The idea that Jews and Palestinians can get along in peace is the correct premise and the parties should proceed by reintegrating, not separating and building higher and more walls. Fences don't provide security. They create estrangement, they foster the objectification of the unknown "other," and they allow hate and prejudice to fester. Tearing down walls creates connections, knowledge and understanding of the "other;" it leads to more empathy and less hate.

Rejecting the premise that Jews and Palestinians can live in peace side-by-side is demonstrably false because Jews and Palestinians do live in peace side-by-side in Bat Yam, Jaffa, Haifa, Akko, and Nazareth. It is belied by the fact that, despite all, most Palestinian Israeli's are loyal subjects of the state.

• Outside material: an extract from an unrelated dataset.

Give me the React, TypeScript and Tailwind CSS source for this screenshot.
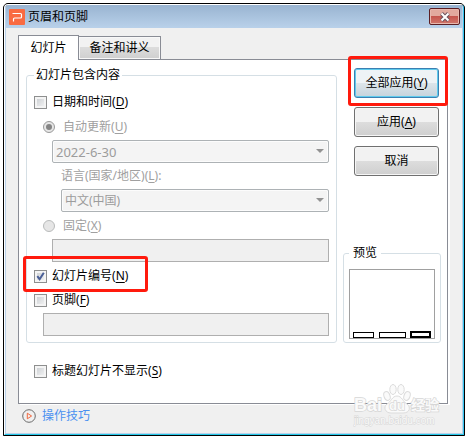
import { useState } from "react";
import type { ReactNode } from "react";

const FONT = "font-['Noto_Sans','Noto_Sans_CJK_SC',sans-serif]";

const DATE_FORMATS = ["2022-6-30"];
const LANGUAGES = ["中文(中国)"];

function Caption({ text, hotkey, tail = "" }: { text: string; hotkey: string; tail?: string }) {
  return (
    <span className="whitespace-nowrap">
      {text}(<span className="underline underline-offset-2">{hotkey}</span>){tail}
    </span>
  );
}

function CheckRow({ checked, onChange, children }: { checked: boolean; onChange: (v: boolean) => void; children: ReactNode }) {
  return (
    <label className="flex h-4 items-center gap-[5px]">
      <span className="relative flex">
        <input
          type="checkbox"
          checked={checked}
          onChange={e => onChange(e.target.checked)}
          className="h-[13px] w-[13px] appearance-none border border-[#8e8f8f] bg-linear-to-br from-[#c6cace] to-[#f8f8f8] shadow-[inset_0_0_0_2px_#f4f4f4]"
        />
        {checked && (
          <svg viewBox="0 0 13 13" className="pointer-events-none absolute inset-0 h-[13px] w-[13px]">
            <path d="M3.3 6.2 L5.6 9.2 L9.8 2.8" fill="none" stroke="#4a5f97" strokeWidth="2" />
          </svg>
        )}
      </span>
      {children}
    </label>
  );
}

function RadioRow({ value, checked, children }: { value: string; checked: boolean; children: ReactNode }) {
  return (
    <label className="ml-[9px] flex h-4 items-center gap-2 text-[#a0a0a0]">
      <span className="relative flex">
        <input
          type="radio"
          name="dateMode"
          value={value}
          defaultChecked={checked}
          disabled
          className="h-3 w-3 appearance-none rounded-full border border-[#b9bbbb] bg-[#e6e6e6] checked:border-[#9a9a9a]"
        />
        {checked && <span className="absolute inset-[3px] rounded-full bg-[#858585]" />}
      </span>
      {children}
    </label>
  );
}

function DropDown({ id, label, options, textSize }: { id: string; label?: string; options: string[]; textSize: string }) {
  return (
    <div className="relative">
      <select
        id={id}
        aria-label={label}
        disabled
        className={`block h-[23px] w-full appearance-none rounded-xs border border-[#adb2b5] bg-[#f4f4f4] px-[3px] leading-5 text-[#9c9c9c] opacity-100 shadow-[inset_0_0_0_1px_#fcfcfc] ${textSize}`}
      >
        {options.map(o => <option key={o}>{o}</option>)}
      </select>
      <svg viewBox="0 0 8 4" className="pointer-events-none absolute top-[9px] right-[5px] h-1 w-2">
        <path d="M0 0 H8 L4 4 Z" fill="#929292" />
      </svg>
    </div>
  );
}

function PushButton({ primary, children }: { primary?: boolean; children: ReactNode }) {
  return (
    <button
      type="button"
      className={`block h-[30px] w-full rounded-[3px] border text-xs ${
        primary
          ? "border-[#3c7fb1] bg-linear-to-b from-[#eef3f6] from-50% via-[#dde5ea] via-50% to-[#c5d3dc] shadow-[inset_0_0_0_1px_#5fcbed]"
          : "border-[#707070] bg-linear-to-b from-[#f2f2f2] from-50% via-[#dddddd] via-50% to-[#cfcfcf] shadow-[inset_0_0_0_1px_#f6f6f6]"
      }`}
    >
      {children}
    </button>
  );
}

function TitleBar() {
  return (
    <header className="flex h-[23px] items-center gap-[3px] bg-linear-to-b from-[#99b4d1] to-[#b9d1ea] pr-[2px] pl-[3px]">
      <svg viewBox="0 0 16 16" className="h-4 w-4">
        <rect width="16" height="16" rx="1" fill="#f96b42" />
        <path d="M3.5 4.5 H11.5 Q12.5 4.5 12.5 5.5 V8 Q12.5 9 11.5 9 H5.5 Q4.5 9 4.5 10 V12.5" fill="none" stroke="#fff" strokeWidth="1.2" />
      </svg>
      <h1 className="text-xs">页眉和页脚</h1>
      <button
        type="button"
        aria-label="关闭"
        className="ml-auto flex h-[17px] w-[31px] items-center justify-center rounded-xs border border-[#5c1f24] bg-linear-to-b from-[#e2a99e] from-45% via-[#c4524a] via-45% to-[#d0776d] shadow-[inset_0_0_0_1px_#e8b8ae]"
      >
        <svg viewBox="0 0 12 10" className="h-2.5 w-3">
          <path d="M2.5 1.5 L9.5 8.5 M9.5 1.5 L2.5 8.5" stroke="#6e5560" strokeWidth="4" />
          <path d="M2.5 1.5 L9.5 8.5 M9.5 1.5 L2.5 8.5" stroke="#fff" strokeWidth="2" />
        </svg>
      </button>
    </header>
  );
}

function Preview() {
  return (
    <fieldset className="min-w-0 rounded-[3px] border border-[#d5dfe5] px-[5px] pb-[3px]">
      <legend className="px-1 text-xs leading-4">预览</legend>
      <div className="mt-2 flex h-[70px] items-end justify-between border border-[#a0a0a0] px-[3px]">
        <div className="h-1.5 w-[21px] border border-black" />
        <div className="h-1.5 w-[27px] border border-black" />
        <div className="h-[7px] w-[21px] border-2 border-black" />
      </div>
    </fieldset>
  );
}

function Watermark() {
  return (
    <div aria-hidden="true" className="pointer-events-none absolute right-[19px] bottom-[6px] w-[91px]">
      <svg viewBox="0 0 91 45" className="block w-full">
        <g fill="#fafafa" stroke="#dcdcdc" strokeWidth="1">
          <ellipse cx="34" cy="13" rx="3" ry="4.5" transform="rotate(-20 34 13)" />
          <ellipse cx="40" cy="6.5" rx="3.2" ry="5" />
          <ellipse cx="48" cy="6.5" rx="3.2" ry="5" />
          <ellipse cx="54" cy="13" rx="3" ry="4.5" transform="rotate(20 54 13)" />
          <path d="M44 13 C39 13 38 19 34 21 C30 24 32 30 38 30 H50 C57 30 58 24 54 21 C50 19 49 13 44 13 Z" />
        </g>
        <g fill="#fafafa" stroke="#d6d6d6" strokeWidth="1.4" paintOrder="stroke" fontFamily="Liberation Sans, Noto Sans CJK SC, sans-serif">
          <text x="1" y="28" fontSize="18" fontWeight="bold">Bai</text>
          <text x="36" y="27" fontSize="13" fontWeight="bold">du</text>
          <text x="58" y="27" fontSize="14" fontWeight="bold">经验</text>
          <text x="1" y="41" fontSize="10" strokeWidth="1">jingyan.baidu.com</text>
        </g>
      </svg>
    </div>
  );
}

export default function App() {
  const [dateTime, setDateTime] = useState(false);
  const [slideNumber, setSlideNumber] = useState(true);
  const [footer, setFooter] = useState(false);
  const [hideOnTitle, setHideOnTitle] = useState(false);

  return (
    <div className={`bg-white pt-[3px] pr-[5px] pb-[2px] pl-[3px] text-xs leading-4 text-black ${FONT}`}>
      <div className="rounded-t-[5px] border border-black bg-black">
        <div className="relative overflow-hidden rounded-t-sm border border-t-white border-r-[#35c5ef] border-b-[#24c8e8] border-l-white">
          <div className="border-x border-b border-[#b9d1ea] bg-[#f0f0f0]">
            <TitleBar />

            <main className="px-3 pt-[7px]">
              <div role="tablist" className="flex items-end">
                <button type="button" role="tab" aria-selected="true" className="relative z-10 -mb-px h-[25px] w-[61px] border border-b-0 border-[#898c95] bg-white">
                  幻灯片
                </button>
                <button type="button" role="tab" aria-selected="false" className="h-[23px] w-[82px] border border-b-0 border-l-0 border-[#898c95] bg-linear-to-b from-[#f2f2f2] from-45% via-[#dddddd] via-45% to-[#cfcfcf] shadow-[inset_0_0_0_1px_#f8f8f8]">
                  备注和讲义
                </button>
              </div>

              <section role="tabpanel" className="mr-0.5 border border-[#898c95] bg-white pt-[7px] pr-1.5 pb-6 pl-[7px] shadow-[2px_1px_0_#fff]">
                <div className="flex gap-1.5">
                  <fieldset className="min-w-0 flex-1 rounded-[3px] border border-[#d5dfe5] pr-[7px] pb-1.5 pl-[7px]">
                    <legend className="px-[2px]">幻灯片包含内容</legend>

                    <div className="mt-[11px]">
                      <CheckRow checked={dateTime} onChange={setDateTime}>
                        <Caption text="日期和时间" hotkey="D" />
                      </CheckRow>
                    </div>
                    <div className="mt-[9px]">
                      <RadioRow value="auto" checked>
                        <Caption text="自动更新" hotkey="U" />
                      </RadioRow>
                    </div>
                    <div className="mt-[5px] ml-[18px] space-y-[5px]">
                      <DropDown id="dateFormat" label="日期格式" options={DATE_FORMATS} textSize="text-[13px]" />
                      <label htmlFor="language" className="ml-[9px] block h-4 text-[#a0a0a0]">
                        <Caption text="语言(国家/地区)" hotkey="L" tail=":" />
                      </label>
                      <div className="ml-[9px]">
                        <DropDown id="language" options={LANGUAGES} textSize="text-xs" />
                      </div>
                    </div>
                    <div className="mt-1.5">
                      <RadioRow value="fixed" checked={false}>
                        <Caption text="固定" hotkey="X" />
                      </RadioRow>
                    </div>
                    <div className="mt-[5px] ml-[18px]">
                      <input type="text" aria-label="固定" disabled className="block h-[23px] w-full border border-[#afafaf] bg-[#f0f0f0] px-1" />
                    </div>

                    <div className="relative mt-1.5">
                      <CheckRow checked={slideNumber} onChange={setSlideNumber}>
                        <Caption text="幻灯片编号" hotkey="N" />
                      </CheckRow>
                      <div className="pointer-events-none absolute -top-3 -left-[11px] h-9 w-[125px] rounded-[3px] border-3 border-[#ff1a0d]" />
                    </div>
                    <div className="mt-2">
                      <CheckRow checked={footer} onChange={setFooter}>
                        <Caption text="页脚" hotkey="F" />
                      </CheckRow>
                    </div>
                    <div className="mt-[5px] ml-[9px]">
                      <input type="text" aria-label="页脚" disabled className="block h-[23px] w-full border border-[#afafaf] bg-[#f0f0f0] px-1" />
                    </div>
                  </fieldset>

                  <div className="flex w-[98px] flex-col justify-between pt-px">
                    <div className="ml-[11px] w-[85px] space-y-[9px]">
                      <div className="relative">
                        <PushButton primary>
                          <Caption text="全部应用" hotkey="Y" />
                        </PushButton>
                        <div className="pointer-events-none absolute -top-3 -right-[9px] -bottom-2 -left-1.5 z-20 rounded-[3px] border-3 border-[#ff1a0d]" />
                      </div>
                      <PushButton>
                        <Caption text="应用" hotkey="A" />
                      </PushButton>
                      <PushButton>取消</PushButton>
                    </div>
                    <Preview />
                  </div>
                </div>

                <div className="mt-5 ml-2">
                  <CheckRow checked={hideOnTitle} onChange={setHideOnTitle}>
                    <Caption text="标题幻灯片不显示" hotkey="S" />
                  </CheckRow>
                </div>
              </section>
            </main>

            <footer className="flex items-center px-4 pt-1 pb-[9px]">
              <a href="#tips" className="flex items-center gap-1.5 text-[#4a90f0]">
                <svg viewBox="0 0 14 14" className="h-3.5 w-3.5" fill="none">
                  <circle cx="7" cy="7" r="6.3" stroke="#6b6b6b" />
                  <path d="M5.3 4.2 L9.6 7 L5.3 9.8 Z" stroke="#f0683f" />
                </svg>
                操作技巧
              </a>
            </footer>
          </div>
          <Watermark />
        </div>
      </div>
    </div>
  );
}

People who argue for separation and occupation as a security measure, should recognize that this implies Israel should give up the West Bank settlements. Occupation for the sole purpose of building and protecting Jewish only settlement activity in the West Bank is a bankrupt idea.

Abbas and the PA accept this division of the land.  I don’t think Hamas does. I don’t think the Palestinians leading the BDS movement accept a division of the land. I don't think the present Israeli government does.

In the meantime..., nobody is going away. When it comes to creating a Palestinian state, or ending the occupation, Israel holds all the cards.